# Set exercise:
Copy out each line in the material below that has the word "this".

# Task data:
• • • •
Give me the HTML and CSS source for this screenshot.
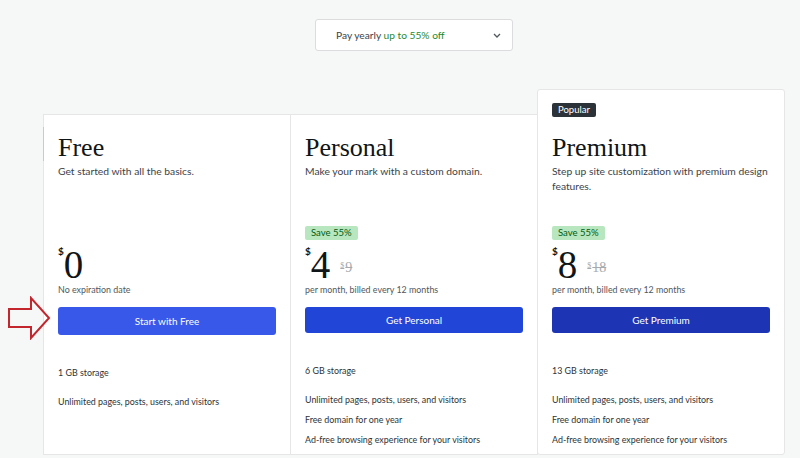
FILE: index.html
```html
<!DOCTYPE html>
<html lang="en">
<head>
<meta charset="utf-8">
<title>Plans</title>
<link rel="stylesheet" href="styles.css">
</head>
<body>
<div class="page">
  <div class="term-row">
    <button class="term-select" type="button">
      <span class="term-label">Pay yearly <span class="term-off">up to 55% off</span></span>
      <svg class="chev" width="8" height="5" viewBox="0 0 8 5"><path d="M1 1l3 3 3-3" fill="none" stroke="#50575e" stroke-width="1.3"/></svg>
    </button>
  </div>

  <div class="plans">
    <section class="plan plan-first">
      <div class="plan-head">
        <h2 class="plan-name">Free</h2>
        <p class="plan-desc">Get started with all the basics.</p>
      </div>
      <div class="badge-slot"></div>
      <div class="price-row">
        <span class="cur">$</span><span class="amount">0</span>
      </div>
      <p class="price-note">No expiration date</p>
      <button class="cta cta-free" type="button">Start with Free</button>
      <ul class="features">
        <li class="storage">1 GB storage</li>
        <li>Unlimited pages, posts, users, and visitors</li>
      </ul>
    </section>

    <section class="plan">
      <div class="plan-head">
        <h2 class="plan-name">Personal</h2>
        <p class="plan-desc">Make your mark with a custom domain.</p>
      </div>
      <div class="badge-slot"><span class="save">Save 55%</span></div>
      <div class="price-row">
        <span class="cur">$</span><span class="amount">4</span>
        <span class="was"><span class="was-cur">$</span>9</span>
      </div>
      <p class="price-note">per month, billed every 12 months</p>
      <button class="cta cta-personal" type="button">Get Personal</button>
      <ul class="features">
        <li class="storage">6 GB storage</li>
        <li>Unlimited pages, posts, users, and visitors</li>
        <li>Free domain for one year</li>
        <li>Ad-free browsing experience for your visitors</li>
      </ul>
    </section>

    <section class="plan plan-popular">
      <span class="popular">Popular</span>
      <div class="plan-head">
        <h2 class="plan-name">Premium</h2>
        <p class="plan-desc">Step up site customization with premium design features.</p>
      </div>
      <div class="badge-slot"><span class="save">Save 55%</span></div>
      <div class="price-row">
        <span class="cur">$</span><span class="amount">8</span>
        <span class="was"><span class="was-cur">$</span>18</span>
      </div>
      <p class="price-note">per month, billed every 12 months</p>
      <button class="cta cta-premium" type="button">Get Premium</button>
      <ul class="features">
        <li class="storage">13 GB storage</li>
        <li>Unlimited pages, posts, users, and visitors</li>
        <li>Free domain for one year</li>
        <li>Ad-free browsing experience for your visitors</li>
      </ul>
    </section>
  </div>

  <svg class="pointer" width="44" height="44" viewBox="0 0 44 44">
    <path d="M2 13h22V2l18 20-18 20V31H2z" fill="none" stroke="#c4262e" stroke-width="2" stroke-linejoin="miter"/>
  </svg>
</div>
</body>
</html>
```

FILE: styles.css
```css
* { box-sizing: border-box; }

html, body {
  margin: 0;
  padding: 0;
  background: #f6f7f7;
  overflow: hidden;
}

body {
  font-family: Lato, "Noto Sans", sans-serif;
  color: #1e1e1e;
}

.page {
  position: relative;
  width: 800px;
  height: 458px;
  padding-top: 19px;
}

/* billing term dropdown */
.term-row {
  display: flex;
  padding-left: 315px;
}

.term-select {
  width: 198px;
  height: 32px;
  display: flex;
  align-items: center;
  justify-content: space-between;
  padding: 0 11px 0 20px;
  background: #fff;
  border: 1px solid #dcdcde;
  border-radius: 3px;
  font-family: inherit;
  font-size: 10.2px;
  color: #3c434a;
}

.term-off { color: #1e8a32; }

/* plan cards */
.plans {
  display: flex;
  align-items: stretch;
  margin: 63px 0 0 43px;
  width: 743px;
  height: 341px;
}

.plan {
  flex: 0 0 248px;
  display: flex;
  flex-direction: column;
  align-items: flex-start;
  background: #fff;
  border: 1px solid #e6e6e6;
  padding: 18px 14px 6px;
}

.plan + .plan { margin-left: -1px; }

.plan-first { position: relative; }
.plan-first::before {
  content: "";
  position: absolute;
  left: -1px;
  top: 12px;
  width: 1px;
  height: 34px;
  background: #c9cacc;
}

.plan-popular {
  margin-top: -25px;
  padding-top: 13px;
  border-radius: 3px;
}

.popular {
  height: 14px;
  line-height: 14px;
  padding: 0 6px;
  margin-bottom: 16px;
  background: #2c3338;
  color: #fff;
  font-size: 9.5px;
  border-radius: 2px;
}

.plan-head {
  min-height: 93px;
}

.plan-name {
  margin: 0;
  font-family: "Liberation Serif", serif;
  font-weight: 400;
  font-size: 26px;
  line-height: 30px;
  color: #101517;
}

.plan-desc {
  margin: 1px 0 0;
  font-size: 10.3px;
  line-height: 15px;
  color: #3c434a;
}

.badge-slot {
  height: 14px;
  display: flex;
}

.save {
  height: 14px;
  line-height: 14px;
  padding: 0 6px;
  background: #b8e6bf;
  color: #005c12;
  font-size: 9.5px;
  border-radius: 2px;
}

.price-row {
  display: flex;
  align-items: flex-start;
  height: 37px;
  margin-top: 6px;
}

.cur {
  font-size: 10px;
  font-weight: 700;
  line-height: 10px;
  color: #101517;
}

.amount {
  font-family: "Liberation Serif", serif;
  font-size: 39px;
  line-height: 37px;
  color: #101517;
}

.was {
  margin: 13px 0 0 10px;
  font-family: "Liberation Serif", serif;
  font-size: 14px;
  line-height: 14px;
  color: #a7aaad;
  text-decoration: line-through;
}

.was-cur {
  font-size: 8px;
  vertical-align: 4px;
  margin-right: 1px;
}

.price-note {
  margin: 0;
  font-size: 8.9px;
  line-height: 14px;
  color: #50575e;
}

.cta {
  width: 218px;
  height: 28px;
  margin-top: 10px;
  border: 0;
  border-radius: 3px;
  font-family: inherit;
  font-size: 10px;
  color: #fff;
}

.cta-free { background: #3858e9; }
.cta-personal { background: #2145d6; }
.cta-premium { background: #1d35b4; }

.features {
  list-style: none;
  margin: 30px 0 0;
  padding: 0;
  font-size: 8.9px;
  line-height: 16px;
  color: #2c3338;
}

.features li { margin-top: 4px; }
.features li:first-child { margin-top: 0; }
.features .storage { margin-bottom: 13px; }

/* annotation arrow over the free plan button */
.pointer {
  position: absolute;
  left: 7px;
  top: 296px;
}
```
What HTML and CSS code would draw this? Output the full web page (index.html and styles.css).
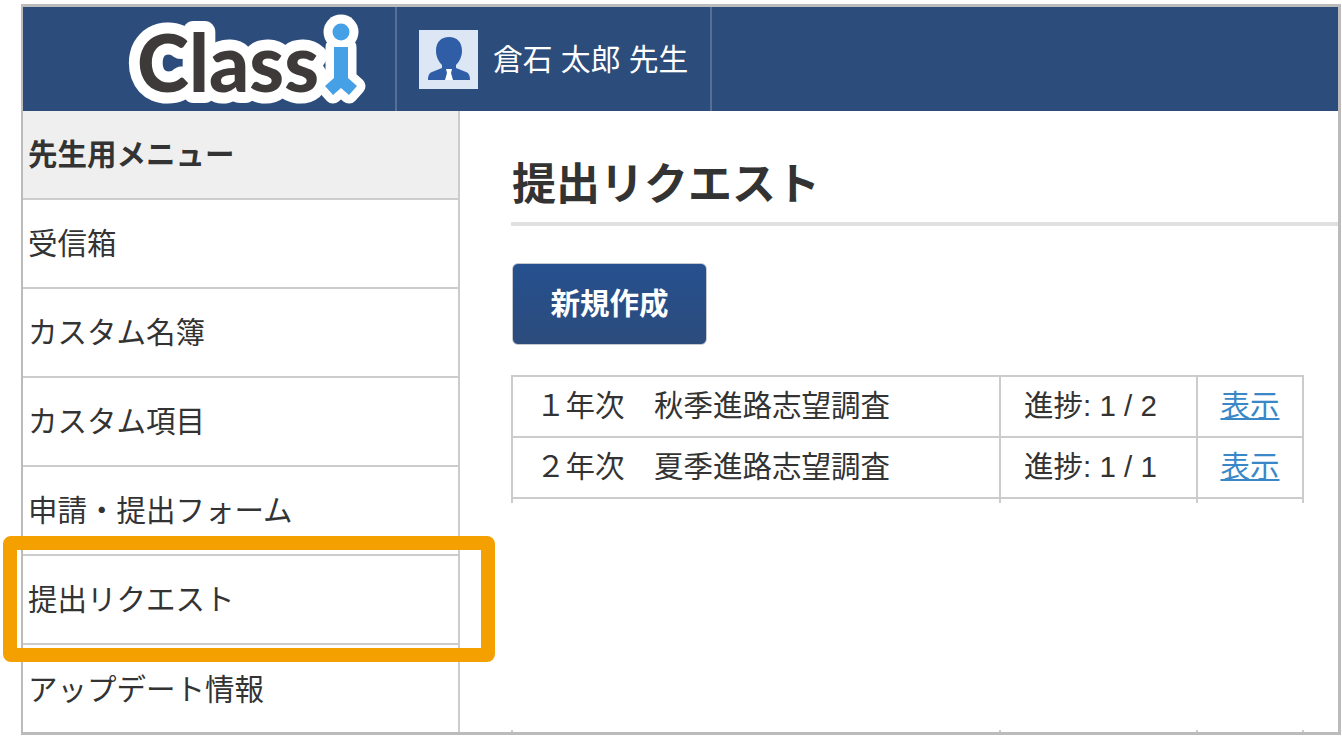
FILE: index.html
```html
<!DOCTYPE html>
<html lang="ja">
<head>
<meta charset="utf-8">
<title>提出リクエスト</title>
<link rel="stylesheet" href="styles.css">
</head>
<body>
<div class="frame">
  <header class="header">
    <div class="logo-cell">
      <svg class="logo" width="250" height="104" viewBox="0 -3 250 104" xmlns="http://www.w3.org/2000/svg">
        <text class="logo-outline" x="18" y="82" textLength="182" lengthAdjust="spacingAndGlyphs">Class</text>
        <circle cx="222" cy="22" r="17.5" fill="#fff"/>
        <path d="M215 37H229V68L238 76 230 85 222 78 214 85 206 76 215 68Z" fill="#fff" stroke="#fff" stroke-width="17" stroke-linejoin="round"/>
        <text class="logo-text" x="18" y="82" textLength="182" lengthAdjust="spacingAndGlyphs">Class</text>
        <circle cx="222" cy="22" r="8.5" fill="#46a0e6"/>
        <path d="M215 37H229V68L238 76 230 85 222 78 214 85 206 76 215 68Z" fill="#46a0e6"/>
      </svg>
    </div>
    <div class="user-cell">
      <svg class="avatar" width="59" height="59" viewBox="0 0 59 59" xmlns="http://www.w3.org/2000/svg">
        <rect width="59" height="59" fill="#dce6f4"/>
        <path d="M30 7C38 7 43 12 43 21 43 27 40 32 37 35V38L47 42C50 43 51 46 51 50H9C9 46 10 43 13 42L23 38V35C20 32 17 27 17 21 17 12 22 7 30 7Z" fill="#2f5ea6"/>
        <path d="M27 39H33L32 43 34 50H26L28 43Z" fill="#fff"/>
      </svg>
      <span class="user-name">倉石 太郎 先生</span>
    </div>
  </header>
  <div class="body">
    <nav class="sidebar">
      <div class="nav-head">先生用メニュー</div>
      <a class="nav-item">受信箱</a>
      <a class="nav-item">カスタム名簿</a>
      <a class="nav-item">カスタム項目</a>
      <a class="nav-item">申請・提出フォーム</a>
      <a class="nav-item">提出リクエスト</a>
      <a class="nav-item">アップデート情報</a>
    </nav>
    <main class="main">
      <h1 class="title">提出リクエスト</h1>
      <button class="btn">新規作成</button>
      <table class="list">
        <colgroup><col class="c1"><col class="c2"><col class="c3"></colgroup>
        <tr>
          <td class="name">１年次　秋季進路志望調査</td>
          <td class="prog">進捗: 1 / 2</td>
          <td class="act"><a href="#">表示</a></td>
        </tr>
        <tr>
          <td class="name">２年次　夏季進路志望調査</td>
          <td class="prog">進捗: 1 / 1</td>
          <td class="act"><a href="#">表示</a></td>
        </tr>
        <tr class="stub"><td></td><td></td><td></td></tr>
      </table>
      <table class="list next">
        <colgroup><col class="c1"><col class="c2"><col class="c3"></colgroup>
        <tr class="stub"><td></td><td></td><td></td></tr>
      </table>
    </main>
  </div>
</div>
<div class="callout"></div>
</body>
</html>
```

FILE: styles.css
```css
* { box-sizing: border-box; }
html, body { margin: 0; padding: 0; background: #fff; overflow: hidden; }
body {
  width: 1342px;
  height: 737px;
  padding: 4px 1px 0 21px;
  font-family: "Liberation Sans", "Noto Sans CJK JP", sans-serif;
  font-size: 29.5px;
  color: #333;
  position: relative;
}
.frame {
  width: 1320px;
  height: 731px;
  border: 3px solid #bbb;
  border-left-width: 2px;
  border-bottom-width: 3px;
  overflow: hidden;
  display: flex;
  flex-direction: column;
}
.header {
  flex: none;
  height: 104px;
  background: #2c4c7c;
  display: flex;
}
.logo-cell {
  width: 374px;
  border-right: 2px solid #566f94;
  display: flex;
  justify-content: flex-end;
  align-items: flex-start;
  padding: 0 26px 0 0;
}
.logo { display: block; }
.logo-text, .logo-outline {
  font-family: "Lato", "Liberation Sans", sans-serif;
  font-weight: 900;
  font-size: 80px;
}
.logo-text { fill: #3e3a39; }
.logo-outline { fill: #fff; stroke: #fff; stroke-width: 22px; stroke-linejoin: round; }
.user-cell {
  width: 315px;
  border-right: 2px solid #566f94;
  display: flex;
  align-items: center;
  padding-left: 22px;
  gap: 15px;
}
.avatar { flex: none; display: block; }
.user-name { color: #fff; font-size: 29.8px; padding-bottom: 5px; }
.body { flex: 1; display: flex; min-height: 0; }
.sidebar {
  flex: none;
  width: 437px;
  border-right: 2px solid #ccc;
  display: flex;
  flex-direction: column;
}
.nav-head, .nav-item {
  flex: none;
  height: 89px;
  display: flex;
  align-items: center;
  padding: 0 0 6px 5px;
  border-bottom: 2px solid #ccc;
}
.nav-head { font-weight: 700; background: #efefef; }
.nav-item:last-child { border-bottom: 0; }
.main { flex: 1; min-width: 0; padding-left: 51px; }
.title {
  margin: 0;
  padding: 48px 0 0 1px;
  font-size: 44px;
  line-height: 52px;
  font-weight: 700;
  border-bottom: 4px solid #e0e0e0;
  height: 115px;
}
.btn {
  display: block;
  margin: 37px 0 30px 1px;
  width: 195px;
  height: 82px;
  padding: 0 0 6px;
  border: 1px solid #c4c8cf;
  border-radius: 6px;
  background: linear-gradient(#26508f, #2c4c7c);
  color: #fff;
  font: 700 29.5px "Liberation Sans", "Noto Sans CJK JP", sans-serif;
}
.list {
  width: 793px;
  table-layout: fixed;
  border-collapse: separate;
  border-spacing: 0;
  border-top: 2px solid #ccc;
  border-left: 2px solid #ccc;
}
.c1 { width: 488px; }
.c2 { width: 197px; }
.c3 { width: 106px; }
.list td {
  height: 61px;
  padding: 0 0 8px;
  border-right: 2px solid #ccc;
  border-bottom: 2px solid #ccc;
}
.list .stub td { height: 4px; padding: 0; border-bottom: 0; }
.list .name { padding-left: 23px; }
.list .prog { padding-left: 23px; }
.list .act { text-align: center; }
.list a { color: #3a87c8; text-decoration: underline; }
.next { margin-top: 227px; border-top: 0; }
.callout {
  position: absolute;
  left: 3px;
  top: 536px;
  width: 492px;
  height: 126px;
  border: 14px solid #f4a000;
  border-radius: 8px;
}
```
• • • •
# Completed exercise:
Give me the HTML and CSS source for this screenshot.
What HTML and CSS code would draw this? Output the full web page (index.html and styles.css).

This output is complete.